After delays obtaining the required visa to enter the United States, which he eventually obtained from the American Consulate in Cardiff, with money borrowed from his mother, Dylan travelled to London with Caitlin, who saw him off from London Airport (renamed Heathrow Airport in 1966).  On 20th February he flew out with American Overseas Airlines, (which that year merged with Pan American Airlines). Archived documents available to view online show The Poetry Centre is given as Dylan’s address on the passenger Manifest (a document listing cargo and passengers of an aircraft or ship, for the use of customs and officials).

Dylan flew into New York International Airport (then commonly known as Idlewild airport, but now officially renamed John F Kennedy Airport), and was met on a bright and bitterly cold morning by John Malcolm Brinnin. In his book ‘Dylan Thomas in America’  he recalls  first glimpsing the poet ‘Bundled like an immigrant in a shapeless rough woollen parka, his hair as tangled as a nest…his eyes wide, scared’ standing ‘in a sort of disconsolate huddle of himself, waiting for his bag’. Then Dylan lifted ‘a tentative hand’ and gave ‘a quick uncertain smile’ to the man who would be his manager and chaperone during the tour. He’d had an unpleasant flight; it was suffocatingly hot on the plane, and he avoided speaking to his ‘grim and forbidding’ fellow passengers. The journey’s saving grace was a lower deck lounge bar where he’d spent a good while enjoying a drink. (Transatlantic flights were considerably longer in the 1950s, and involved several stop-offs along the way. However, the facilities were surprisingly sophisticated and spacious.)

For his journey home, after over three months acquainting himself with American culture, and adjusting to the hectic itinerary that accompanied his new role as guest speaker and minor celebrity, Dylan travelled by ocean-going passenger liner, the Queen Elizabeth.  John, accompanied by a group of well-wishers, stayed on board with  Dylan until departure, and recalls ‘a representative of the liner’s owners, the Cunard [White Star] Line, came to present the Company’s compliments to Dylan as a distinguished passenger’. At midnight on 31st May, John watched until the ‘whistle blew and the gang-plank was hauled up and the Queen Elizabeth backed into the wash of her propellers and began to slide out to sea.’

Several days later, Dylan disembarked at the port of Southampton. Returning British passenger documentation dated 6th June, 1950, shows his occupation as ‘author’, and his proposed address as 1 Carlton House Terrace, London, N.W.1 the location of The Savage Club, a bohemian gentleman’s club, which he joined the previous year.
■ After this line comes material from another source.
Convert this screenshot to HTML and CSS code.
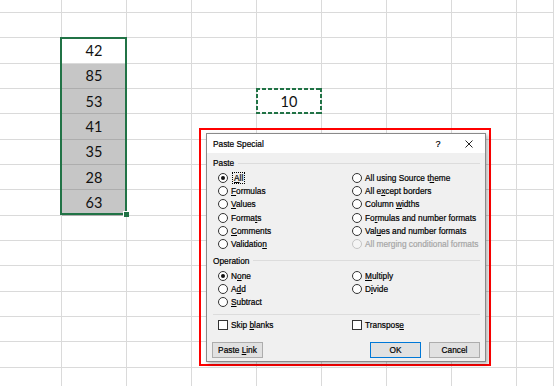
FILE: index.html
```html
<!DOCTYPE html>
<html>
<head>
<meta charset="utf-8">
<title>Paste Special</title>
<link rel="stylesheet" href="styles.css">
</head>
<body>
<div class="screen">
  <div class="sheet">
    <div class="c"></div><div class="c"></div><div class="c"></div><div class="c"></div><div class="c"></div><div class="c"></div><div class="c"></div><div class="c"></div><div class="c"></div>
    <div class="c"></div><div class="c"></div><div class="c"></div><div class="c"></div><div class="c"></div><div class="c"></div><div class="c"></div><div class="c"></div><div class="c"></div>
    <div class="c"></div><div class="c active">42</div><div class="c"></div><div class="c"></div><div class="c"></div><div class="c"></div><div class="c"></div><div class="c"></div><div class="c"></div>
    <div class="c"></div><div class="c g">85</div><div class="c"></div><div class="c"></div><div class="c"></div><div class="c"></div><div class="c"></div><div class="c"></div><div class="c"></div>
    <div class="c"></div><div class="c g">53</div><div class="c"></div><div class="c"></div><div class="c">10</div><div class="c"></div><div class="c"></div><div class="c"></div><div class="c"></div>
    <div class="c"></div><div class="c g">41</div><div class="c"></div><div class="c"></div><div class="c"></div><div class="c"></div><div class="c"></div><div class="c"></div><div class="c"></div>
    <div class="c"></div><div class="c g">35</div><div class="c"></div><div class="c"></div><div class="c"></div><div class="c"></div><div class="c"></div><div class="c"></div><div class="c"></div>
    <div class="c"></div><div class="c g">28</div><div class="c"></div><div class="c"></div><div class="c"></div><div class="c"></div><div class="c"></div><div class="c"></div><div class="c"></div>
    <div class="c"></div><div class="c g">63</div><div class="c"></div><div class="c"></div><div class="c"></div><div class="c"></div><div class="c"></div><div class="c"></div><div class="c"></div>
    <div class="c"></div><div class="c"></div><div class="c"></div><div class="c"></div><div class="c"></div><div class="c"></div><div class="c"></div><div class="c"></div><div class="c"></div>
    <div class="c"></div><div class="c"></div><div class="c"></div><div class="c"></div><div class="c"></div><div class="c"></div><div class="c"></div><div class="c"></div><div class="c"></div>
    <div class="c"></div><div class="c"></div><div class="c"></div><div class="c"></div><div class="c"></div><div class="c"></div><div class="c"></div><div class="c"></div><div class="c"></div>
    <div class="c"></div><div class="c"></div><div class="c"></div><div class="c"></div><div class="c"></div><div class="c"></div><div class="c"></div><div class="c"></div><div class="c"></div>
    <div class="c"></div><div class="c"></div><div class="c"></div><div class="c"></div><div class="c"></div><div class="c"></div><div class="c"></div><div class="c"></div><div class="c"></div>
    <div class="c"></div><div class="c"></div><div class="c"></div><div class="c"></div><div class="c"></div><div class="c"></div><div class="c"></div><div class="c"></div><div class="c"></div>
    <div class="c"></div><div class="c"></div><div class="c"></div><div class="c"></div><div class="c"></div><div class="c"></div><div class="c"></div><div class="c"></div><div class="c"></div>
  </div>

  <div class="selection"></div>
  <div class="fill-handle"></div>
  <div class="marquee"></div>
  <div class="highlight"></div>

  <div class="dialog">
    <div class="titlebar">
      <span class="title">Paste Special</span>
      <span class="help">?</span>
      <span class="close"><svg width="8" height="8" viewBox="0 0 8 8"><path d="M0.5 0.5L7.5 7.5M7.5 0.5L0.5 7.5" stroke="#222" stroke-width="1" fill="none"/></svg></span>
    </div>
    <div class="dlg-body">
      <div class="group-head"><span>Paste</span></div>
      <div class="options">
        <div class="opt"><span class="radio on"></span><span class="focus"><u>A</u>ll</span></div>
        <div class="opt"><span class="radio"></span><span>All using Source t<u>h</u>eme</span></div>
        <div class="opt"><span class="radio"></span><span><u>F</u>ormulas</span></div>
        <div class="opt"><span class="radio"></span><span>All e<u>x</u>cept borders</span></div>
        <div class="opt"><span class="radio"></span><span><u>V</u>alues</span></div>
        <div class="opt"><span class="radio"></span><span>Column <u>w</u>idths</span></div>
        <div class="opt"><span class="radio"></span><span>Forma<u>t</u>s</span></div>
        <div class="opt"><span class="radio"></span><span>Fo<u>r</u>mulas and number formats</span></div>
        <div class="opt"><span class="radio"></span><span><u>C</u>omments</span></div>
        <div class="opt"><span class="radio"></span><span>Val<u>u</u>es and number formats</span></div>
        <div class="opt"><span class="radio"></span><span>Validatio<u>n</u></span></div>
        <div class="opt disabled"><span class="radio"></span><span>All merging conditional formats</span></div>
      </div>

      <div class="group-head op-head"><span>Operation</span></div>
      <div class="options">
        <div class="opt"><span class="radio on"></span><span>N<u>o</u>ne</span></div>
        <div class="opt"><span class="radio"></span><span><u>M</u>ultiply</span></div>
        <div class="opt"><span class="radio"></span><span>A<u>d</u>d</span></div>
        <div class="opt"><span class="radio"></span><span>D<u>i</u>vide</span></div>
        <div class="opt"><span class="radio"></span><span><u>S</u>ubtract</span></div>
      </div>

      <div class="divider"></div>

      <div class="options checks">
        <div class="opt"><span class="check"></span><span>Skip <u>b</u>lanks</span></div>
        <div class="opt"><span class="check"></span><span>Transpos<u>e</u></span></div>
      </div>

      <div class="buttons">
        <span class="btn"><span>Paste <u>L</u>ink</span></span>
        <div class="btn-group">
          <span class="btn default">OK</span>
          <span class="btn">Cancel</span>
        </div>
      </div>
    </div>
  </div>
</div>
</body>
</html>
```

FILE: styles.css
```css
* { box-sizing: border-box; }
html, body { margin: 0; padding: 0; }
body {
  width: 554px;
  height: 386px;
  overflow: hidden;
  background: #fff;
}
.screen {
  position: relative;
  width: 554px;
  height: 386px;
  overflow: hidden;
}

/* spreadsheet */
.sheet {
  display: grid;
  grid-template-columns: 62px repeat(7, 65px) 37px;
  grid-template-rows: 13px repeat(15, 25.33px);
  font-family: Lato, "Liberation Sans", sans-serif;
  font-size: 14.5px;
  color: #111;
}
.c {
  border-right: 1px solid #dadada;
  border-bottom: 1px solid #dadada;
  display: flex;
  align-items: center;
  justify-content: center;
}
.c.g {
  background: #c6c6c6;
  border-bottom-color: #adadad;
  border-right-color: #c6c6c6;
}
.selection {
  position: absolute;
  left: 60px;
  top: 37px;
  width: 67px;
  height: 178px;
  border: 2px solid #217346;
}
.fill-handle {
  position: absolute;
  left: 123px;
  top: 211px;
  width: 6px;
  height: 6px;
  background: #217346;
  border: 1px solid #fff;
  border-right: none;
  border-bottom: none;
}
.marquee {
  position: absolute;
  left: 256px;
  top: 88px;
  width: 66px;
  height: 26px;
  background:
    repeating-linear-gradient(90deg, #217346 0 4px, transparent 4px 6px) left top / 100% 2px no-repeat,
    repeating-linear-gradient(90deg, #217346 0 4px, transparent 4px 6px) left bottom / 100% 2px no-repeat,
    repeating-linear-gradient(180deg, #217346 0 4px, transparent 4px 6px) left top / 2px 100% no-repeat,
    repeating-linear-gradient(180deg, #217346 0 4px, transparent 4px 6px) right top / 2px 100% no-repeat;
}
.highlight {
  position: absolute;
  left: 199px;
  top: 128px;
  width: 292px;
  height: 238px;
  border: 2px solid #ff0000;
}

/* dialog */
.dialog {
  position: absolute;
  left: 206px;
  top: 133px;
  width: 280px;
  border: 1px solid #8a8a8a;
  box-shadow: 2px 2px 4px rgba(0, 0, 0, 0.3);
  background: #f0f0f0;
  font-family: "Liberation Sans", Arial, sans-serif;
  font-size: 8.3px;
  color: #000;
  -webkit-text-stroke: 0.2px #000;
}
.titlebar {
  height: 19px;
  background: #fff;
  display: flex;
  align-items: center;
  padding-left: 6px;
}
.title { flex: 1; }
.help {
  width: 10px;
  text-align: center;
  margin-right: 19px;
  font-size: 9px;
}
.close {
  width: 14px;
  margin-right: 9px;
  display: flex;
  justify-content: center;
}
.close svg { display: block; }

.dlg-body {
  padding: 4px 5px 3px 5px;
}
.group-head {
  height: 12px;
  display: flex;
  align-items: center;
  gap: 4px;
  padding-left: 1px;
}
.group-head::after {
  content: "";
  flex: 1;
  border-top: 1px solid #dcdcdc;
}
.op-head { margin-top: 4px; }

.options {
  margin-top: 2px;
  padding-left: 6px;
  display: grid;
  grid-template-columns: 134px 1fr;
  grid-auto-rows: 13.33px;
}
.opt {
  display: flex;
  align-items: center;
  gap: 3px;
  white-space: nowrap;
}
.radio {
  flex: none;
  width: 10px;
  height: 10px;
  border: 1px solid #333;
  border-radius: 50%;
  background: #fff;
  display: flex;
  align-items: center;
  justify-content: center;
}
.radio.on::after {
  content: "";
  width: 4px;
  height: 4px;
  border-radius: 50%;
  background: #111;
}
.focus {
  outline: 1px dotted #000;
  outline-offset: 0;
  padding: 0 1px;
  margin-left: 2px;
}
.opt.disabled {
  color: #a6a6a6;
  -webkit-text-stroke: 0.2px #a6a6a6;
}
.opt.disabled .radio {
  border-color: #c4c4c4;
  background: #f5f5f5;
}
.check {
  flex: none;
  width: 10px;
  height: 10px;
  border: 1px solid #333;
  background: #fff;
}
.divider {
  margin-top: 5px;
  margin-left: 1px;
  border-top: 1px solid #dcdcdc;
}
.checks {
  margin-top: 4px;
  grid-auto-rows: 13px;
}
.buttons {
  margin-top: 10px;
  display: flex;
  justify-content: space-between;
}
.btn-group {
  display: flex;
  gap: 8px;
}
.btn {
  width: 51px;
  height: 16px;
  border: 1px solid #adadad;
  background: #e1e1e1;
  display: flex;
  align-items: center;
  justify-content: center;
  white-space: nowrap;
}
.btn.default {
  border-color: #0078d7;
}
```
Back at the Boat House, on 18th June he detailed in a letter to Margaret Taylor: ‘I have visited over forty universities, schools and colleges’, travelling from New York on the east coast of America, to Los Angeles on the western coast of California. By the end of this immersive first tour Dylan had been longing to come home to his family.  After John Malcolm Brinnin travelled to Wales in  July 1951 for a short stay with the Thomas family at the Boat House a second tour, with Caitlin to accompany him, was subsequently organised; their travels will be the subject of Part Two.